Record Collector magazine has announced a special Deep Purple issue featuring foreword by Opeth’s frontman (and a card-carrying Purple fan) Mikael Åkerfeldt.

Join us on a 57-year odyssey through the chaotic career of Deep Purple, the original British heavy rock band. There will be deaths along the way. There will be arguments and near-fatal pranks. Guitars will be smashed. Amps will explode. Mountains of coke and lakes of wine will be consumed. Members will fall out and make up again at regular intervals… and yes, there will be smoke on water. Add a monster worldwide discography, over 100 rare records and a full rundown of all nine Purps line-ups, and RC Presents DP becomes a riff-packed bookazine to treasure.

The issue is going on sale April 17, 2025, for £9.95 plus shipping, with pre-orders available starting April 14.

Thanks to BraveWords for the info.



36 Comments to “Odyssey through the chaotic career”:

  1. 1
    MacGregor says:

    This article reminds me of the Record Collector magazine being a favourite of mine many decades ago out here in no mans land.
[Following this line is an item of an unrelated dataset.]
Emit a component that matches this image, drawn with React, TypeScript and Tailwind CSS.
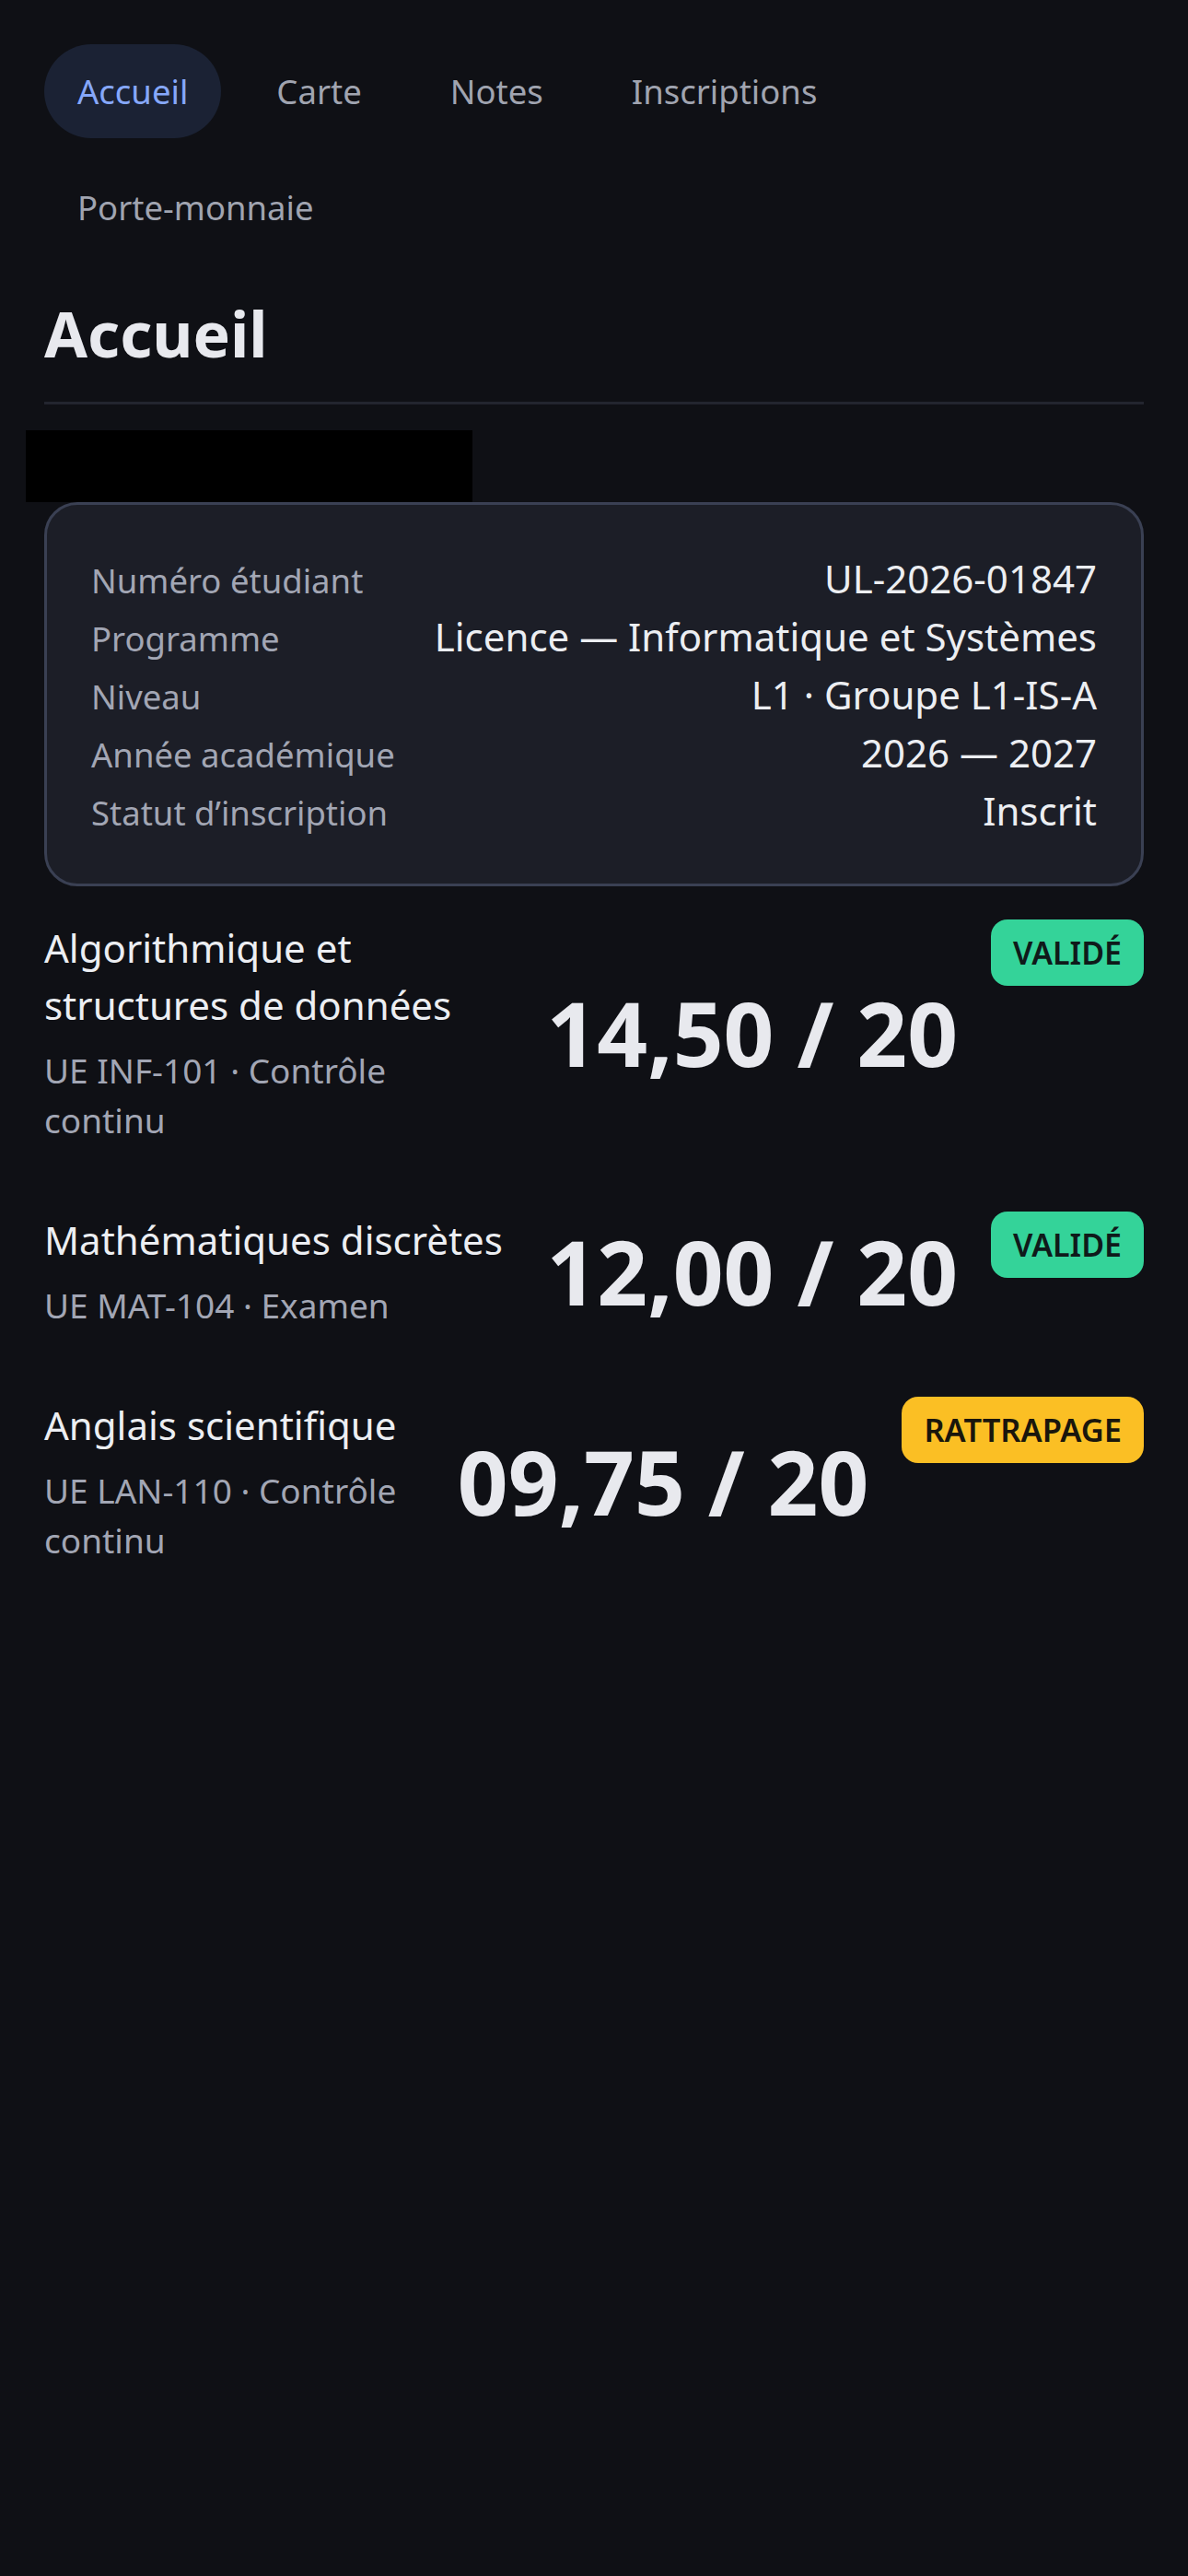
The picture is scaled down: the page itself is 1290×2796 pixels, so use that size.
import React from "react";

const navItems = ["Accueil", "Carte", "Notes", "Inscriptions", "Porte-monnaie"];

const infoRows: [string, string][] = [
  ["Numéro étudiant", "UL-2026-01847"],
  ["Programme", "Licence — Informatique et Systèmes"],
  ["Niveau", "L1 · Groupe L1-IS-A"],
  ["Année académique", "2026 — 2027"],
  ["Statut d’inscription", "Inscrit"],
];

type Grade = {
  title: string;
  sub: string;
  grade: string;
  status: "ok" | "retry";
};

const grades: Grade[] = [
  {
    title: "Algorithmique et structures de données",
    sub: "UE INF-101 · Contrôle continu",
    grade: "14,50 / 20",
    status: "ok",
  },
  {
    title: "Mathématiques discrètes",
    sub: "UE MAT-104 · Examen",
    grade: "12,00 / 20",
    status: "ok",
  },
  {
    title: "Anglais scientifique",
    sub: "UE LAN-110 · Contrôle continu",
    grade: "09,75 / 20",
    status: "retry",
  },
];

export default function App() {
  return (
    <div
      className="min-h-[2796px] w-full bg-[#0f1015] px-[48px] pt-[48px] text-[#e5e7eb]"
      style={{ fontFamily: '"Noto Sans", "Open Sans", sans-serif' }}
    >
      <nav className="flex flex-wrap gap-[24px]">
        {navItems.map((item, i) => (
          <div
            key={item}
            className={
              i === 0
                ? "rounded-full bg-[#1b2234] px-[36px] py-[24px] text-[36.5px] leading-[54px] text-[#86a8fb]"
                : "rounded-full px-[36px] py-[24px] text-[36.5px] leading-[54px] text-[#a0a4b0]"
            }
          >
            {item}
          </div>
        ))}
      </nav>

      <h1 className="mt-[46px] border-b-[3px] border-[#23252f] pb-[34px] text-[68px] font-bold leading-[80px] text-[#e8e9ee]">
        Accueil
      </h1>

      <div className="-ml-[20px] mt-[28px] h-[78px] w-[485px] bg-black" />

      <section className="rounded-[36px] border-[3px] border-[#3a4053] bg-[#1c1e27] p-[48px]">
        {infoRows.map(([label, value]) => (
          <div key={label} className="flex h-[63px] items-baseline justify-between gap-[24px]">
            <span className="text-[36.5px] leading-[63px] text-[#a2a6b4]">{label}</span>
            <span className="text-[42px] leading-[63px] text-[#eceef2]">{value}</span>
          </div>
        ))}
      </section>

      <div className="mt-[36px] flex flex-col gap-[72px]">
        {grades.map((g) => (
          <div key={g.title} className="flex items-center gap-[36px]">
            <div className="min-w-0 flex-1">
              <div className="text-[42px] leading-[62px] text-[#eceef2]">{g.title}</div>
              <div className="mt-[13px] text-[37px] leading-[54px] text-[#a2a6b4]">{g.sub}</div>
            </div>
            <div className="shrink-0 text-[96px] font-bold leading-[128px] text-[#e8e9ee]">
              {g.grade}
            </div>
            <div
              className={
                g.status === "ok"
                  ? "shrink-0 self-start rounded-[18px] bg-[#34d399] px-[24px] py-[12px] text-[34px] font-semibold leading-[48px] text-[#0f1a1a]"
                  : "shrink-0 self-start rounded-[18px] bg-[#fbbf24] px-[24px] py-[12px] text-[34.5px] font-semibold leading-[48px] text-[#1a160c]"
              }
            >
              {g.status === "ok" ? "VALIDÉ" : "RATTRAPAGE"}
            </div>
          </div>
        ))}
      </div>
    </div>
  );
}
So much information for us rock music starved aficionados. It was like gold in that sense, to be able to read about many things that we would never know about, well before the internet came along. Mojo magazine was quite good too. Back then there was never too much information, if you know what I mean. Cheers.

  2. 2
    Svante Axbacke says:

    This issue may contain a feature about a website close to you.

  3. 3
    Uwe Hornung says:

    Oh, that must be Darker Than Blue then! 😈

  4. 4
    Uwe Hornung says:

    We should really rechristen MacGregor Herr MacMoaner, always complaining about his youth on an imagined derelict island continent where he apparently had no access to anything. At the same time, in the 80s loads of people I knew in Europe were wildly enthusiastic about Australia going into raptures about the country, the nature, its people and its cities, bitten off limbs by saltwater crocs did not seem to deter them. They would have given their left nuts/ovaries to move there and some of them actually did. And not only to become surfboard instructors either …
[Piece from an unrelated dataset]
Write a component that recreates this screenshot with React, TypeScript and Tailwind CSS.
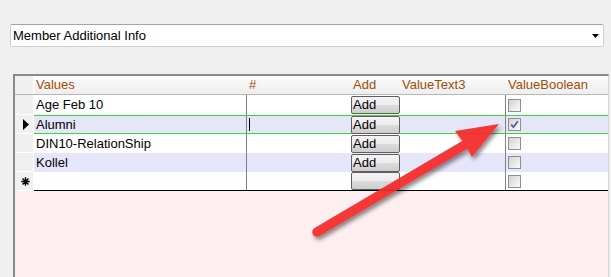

    Alas!, the grass is always greener … I was always interested in the bands from there, Skyhooks, Split Enz, Angel City, INXS, Midnight Oil, Heaven, Nick Cave, The Party Boys, Lancaster Bombers, Rose Tattoo, Rick Springfield … the only band I wasn’t interested in was AC/DC because, frankly, there was little to find interesting about them, musically or otherwise. And I sometimes have the impression that at least half of the actors in Hollywood, especially the very good ones, are Australians.

    I do have an Australian vinyl pressing of GILLAN’s Mr Universe, the one with the different cover! I was really proud to get it. Add to that how Australia is one of the few territories on earth that was graced with an Mk IV tour in 1975. Germany, the spiritual home of DP, never got to see them verdammt noch mal!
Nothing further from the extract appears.